The Greenhouse Gas Protocol is the world’s most-widely used framework to measure and account for an organization’s greenhouse gas emissions. The GHGP includes a set of globalized standards, tools, guidance and training for entities in the public and private sectors.
About: The origins of the GHGP date to the late 1990s, when the World Resources Institute and the World Business Council for Sustainable Development published a report that urged action on addressing climate change. The report called for a standardized measurement methodology of greenhouse gas emissions.

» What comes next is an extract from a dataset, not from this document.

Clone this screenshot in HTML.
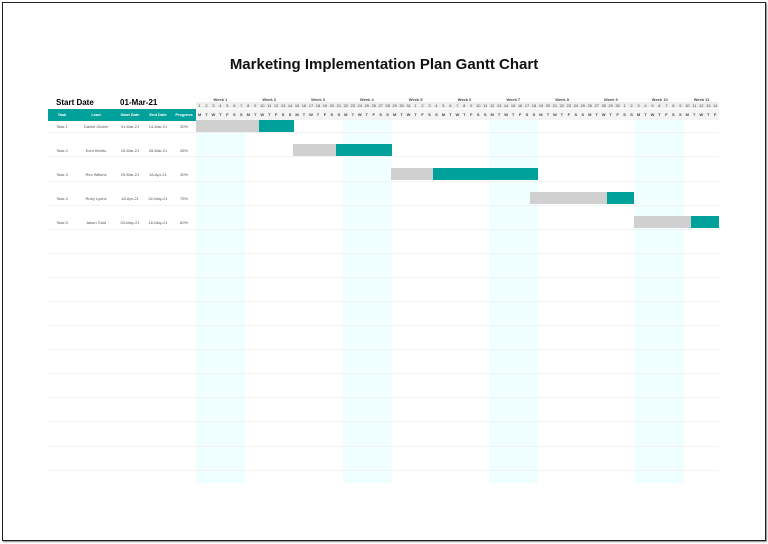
<!DOCTYPE html>
<html><head><meta charset="utf-8"><style>
body{margin:0;width:768px;height:544px;background:#fff;font-family:"Liberation Sans",sans-serif;position:relative;overflow:hidden}
.frame{position:absolute;left:2px;top:2px;width:762px;height:537px;border:1.5px solid #222;box-shadow:1px 1px 1px #888}
.a{position:absolute}
.title{left:0;width:768px;top:56px;text-align:center;font-weight:bold;font-size:15px;color:#111}
.row{position:absolute;display:flex;left:196px;width:523px}
.row span{flex:1;text-align:center;font-size:4px;color:#444;line-height:7px}
.shade{background:#effefe;top:120px;height:363px}
.line{left:48px;width:671px;height:1px;background:#f2f2f2}
.g{background:#d0d0d0;height:12px}
.t{background:#00a19b;height:12px}
.cell{font-size:4px;color:#555;text-align:center}
</style></head><body>
<div class="frame"></div>
<div class="a title">Marketing Implementation Plan Gantt Chart</div>
<div class="a" style="left:56px;top:98px;font-size:8px;font-weight:bold">Start Date</div>
<div class="a" style="left:120px;top:98px;font-size:8px;font-weight:bold">01-Mar-21</div>
<div class="a shade" style="left:196px;width:49px"></div>
<div class="a shade" style="left:343px;width:49px"></div>
<div class="a shade" style="left:489px;width:49px"></div>
<div class="a shade" style="left:635px;width:49px"></div>
<div class="a" style="left:196px;top:102px;width:523px;height:6px;background:#eee"></div>
<div class="a" style="left:196px;top:109px;width:523px;height:11px;background:#f4f4f4"></div>
<div class="row" style="top:96px;font-weight:bold"><span style="flex:7">Week 1</span><span style="flex:7">Week 2</span><span style="flex:7">Week 3</span><span style="flex:7">Week 4</span><span style="flex:7">Week 5</span><span style="flex:7">Week 6</span><span style="flex:7">Week 7</span><span style="flex:7">Week 8</span><span style="flex:7">Week 9</span><span style="flex:7">Week 10</span><span style="flex:5">Week 11</span></div>
<div class="row" style="top:102px"><span>1</span><span>2</span><span>3</span><span>4</span><span>5</span><span>6</span><span>7</span><span>8</span><span>9</span><span>10</span><span>11</span><span>12</span><span>13</span><span>14</span><span>15</span><span>16</span><span>17</span><span>18</span><span>19</span><span>20</span><span>21</span><span>22</span><span>23</span><span>24</span><span>25</span><span>26</span><span>27</span><span>28</span><span>29</span><span>30</span><span>31</span><span>1</span><span>2</span><span>3</span><span>4</span><span>5</span><span>6</span><span>7</span><span>8</span><span>9</span><span>10</span><span>11</span><span>12</span><span>13</span><span>14</span><span>15</span><span>16</span><span>17</span><span>18</span><span>19</span><span>20</span><span>21</span><span>22</span><span>23</span><span>24</span><span>25</span><span>26</span><span>27</span><span>28</span><span>29</span><span>30</span><span>1</span><span>2</span><span>3</span><span>4</span><span>5</span><span>6</span><span>7</span><span>8</span><span>9</span><span>10</span><span>11</span><span>12</span><span>13</span><span>14</span></div>
<div class="row" style="top:111px;font-weight:bold"><span>M</span><span>T</span><span>W</span><span>T</span><span>F</span><span>S</span><span>S</span><span>M</span><span>T</span><span>W</span><span>T</span><span>F</span><span>S</span><span>S</span><span>M</span><span>T</span><span>W</span><span>T</span><span>F</span><span>S</span><span>S</span><span>M</span><span>T</span><span>W</span><span>T</span><span>F</span><span>S</span><span>S</span><span>M</span><span>T</span><span>W</span><span>T</span><span>F</span><span>S</span><span>S</span><span>M</span><span>T</span><span>W</span><span>T</span><span>F</span><span>S</span><span>S</span><span>M</span><span>T</span><span>W</span><span>T</span><span>F</span><span>S</span><span>S</span><span>M</span><span>T</span><span>W</span><span>T</span><span>F</span><span>S</span><span>S</span><span>M</span><span>T</span><span>W</span><span>T</span><span>F</span><span>S</span><span>S</span><span>M</span><span>T</span><span>W</span><span>T</span><span>F</span><span>S</span><span>S</span><span>M</span><span>T</span><span>W</span><span>T</span><span>F</span></div>
<div class="a" style="left:48px;top:109px;width:148px;height:12px;background:#00a19b"></div>
<div class="a" style="left:48px;top:112px;width:148px;display:flex;color:#fff;font-size:4px;font-weight:bold;text-align:center"><span style="width:28px">Task</span><span style="width:40px">Lead</span><span style="width:28px">Start Date</span><span style="width:28px">End Date</span><span style="width:24px">Progress</span></div>
<div class="a line" style="top:132px"></div><div class="a line" style="top:156px"></div><div class="a line" style="top:181px"></div><div class="a line" style="top:205px"></div><div class="a line" style="top:229px"></div><div class="a line" style="top:253px"></div><div class="a line" style="top:277px"></div><div class="a line" style="top:301px"></div><div class="a line" style="top:325px"></div><div class="a line" style="top:349px"></div><div class="a line" style="top:373px"></div><div class="a line" style="top:397px"></div><div class="a line" style="top:421px"></div><div class="a line" style="top:446px"></div><div class="a line" style="top:470px"></div>
<div class="a" style="left:48px;top:124px;width:148px;display:flex" ><span class="cell" style="width:28px">Task 1</span><span class="cell" style="width:40px">Daniel Globin</span><span class="cell" style="width:28px">01-Mar-21</span><span class="cell" style="width:28px">14-Mar-21</span><span class="cell" style="width:24px">30%</span></div>
<div class="a" style="left:48px;top:148px;width:148px;display:flex" ><span class="cell" style="width:28px">Task 2</span><span class="cell" style="width:40px">Kent Benito</span><span class="cell" style="width:28px">15-Mar-21</span><span class="cell" style="width:28px">28-Mar-21</span><span class="cell" style="width:24px">45%</span></div>
<div class="a" style="left:48px;top:172px;width:148px;display:flex" ><span class="cell" style="width:28px">Task 3</span><span class="cell" style="width:40px">Rex Wilkins</span><span class="cell" style="width:28px">29-Mar-21</span><span class="cell" style="width:28px">18-Apr-21</span><span class="cell" style="width:24px">30%</span></div>
<div class="a" style="left:48px;top:196px;width:148px;display:flex" ><span class="cell" style="width:28px">Task 4</span><span class="cell" style="width:40px">Ruby Lyons</span><span class="cell" style="width:28px">18-Apr-21</span><span class="cell" style="width:28px">02-May-21</span><span class="cell" style="width:24px">75%</span></div>
<div class="a" style="left:48px;top:220px;width:148px;display:flex" ><span class="cell" style="width:28px">Task 5</span><span class="cell" style="width:40px">Jason Gold</span><span class="cell" style="width:28px">03-May-21</span><span class="cell" style="width:28px">16-May-21</span><span class="cell" style="width:24px">60%</span></div>
<div class="a g" style="left:196px;top:120px;width:63px"></div><div class="a t" style="left:259px;top:120px;width:35px"></div>
<div class="a g" style="left:293px;top:144px;width:43px"></div><div class="a t" style="left:336px;top:144px;width:56px"></div>
<div class="a g" style="left:391px;top:168px;width:42px"></div><div class="a t" style="left:433px;top:168px;width:105px"></div>
<div class="a g" style="left:530px;top:192px;width:77px"></div><div class="a t" style="left:607px;top:192px;width:27px"></div>
<div class="a g" style="left:634px;top:216px;width:57px"></div><div class="a t" style="left:691px;top:216px;width:28px"></div>
</body></html>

The first edition of the GHGP was published in 2001 and has since been updated with additional guidance that clarifies how companies can measure emissions from electricity and other energy purchases and account for emissions from throughout their value chains. The GHGP comprises a range of tools companies can use to calculate their emissions and measure the benefits of climate change mitigation projects.
The GHGP is generally regarded as being more descriptive than ISO 14064, with more guidance and with real-world examples often included. It also addresses voluntary greenhouse gas targets, reflecting its focus on “aspirational” emissions scenarios, compared with the “standardization” method of ISO 14064.
The protocol forms the basis of mandatory greenhouse gas reporting in countries including the United Kingdom, United States and member states of the European Union. Other countries such as Brazil, India, Mexico and the Philippines use the GHGP on a voluntary basis.
Standards: The GHGP has several covers three emissions classifications, known as scopes, and certain areas of the value chain.
The Corporate Accounting and Reporting Standard provides the accounting platform for virtually every corporate GHG reporting program in the world. It covers the accounting and reporting of the greenhouse gases listed in the Kyoto Protocol: carbon dioxide, methane, nitrous oxide, hydrofluorocarbons, perfluorocarbons, sulfur hexafluoride and nitrogen trifluoride. It was updated in 2015 with the Scope 2 Guidance, which allows companies to credibly measure and report emissions from purchased or acquired electricity, steam, heat, and cooling.
The Corporate Value Chain Standard (Scope 3) accounts for emissions at the corporate level. It helps companies identify GHG reduction opportunities, track their performance and engage suppliers. The standard enables comparisons of a company’s emissions over time.
The Protocol Product Standard accounts for emissions at the individual product level and helps a company meet the same objectives at a product level.
The Project Protocol for Project Accounting is an accounting tool for quantifying the greenhouse gas benefits of climate change mitigation projects.
Process: An organization or third party working on its behalf can use a set of calculation tools in the form of spreadsheets with accompanying guidance. These tools use “emission factors” that relate the organization’s activities to the emitted greenhouse gases. These emissions factors can be default or custom. Although encouraged to generate custom emissions factors, companies can enter activity data, such as distances, fuel consumption and electricity usage. The GHGP’s emissions factors are based on those of the Intergovernmental Panel on Climate Change.
Applicability: The GHGP is widely applicable to almost every organization that wants to account for its greenhouse gas emissions.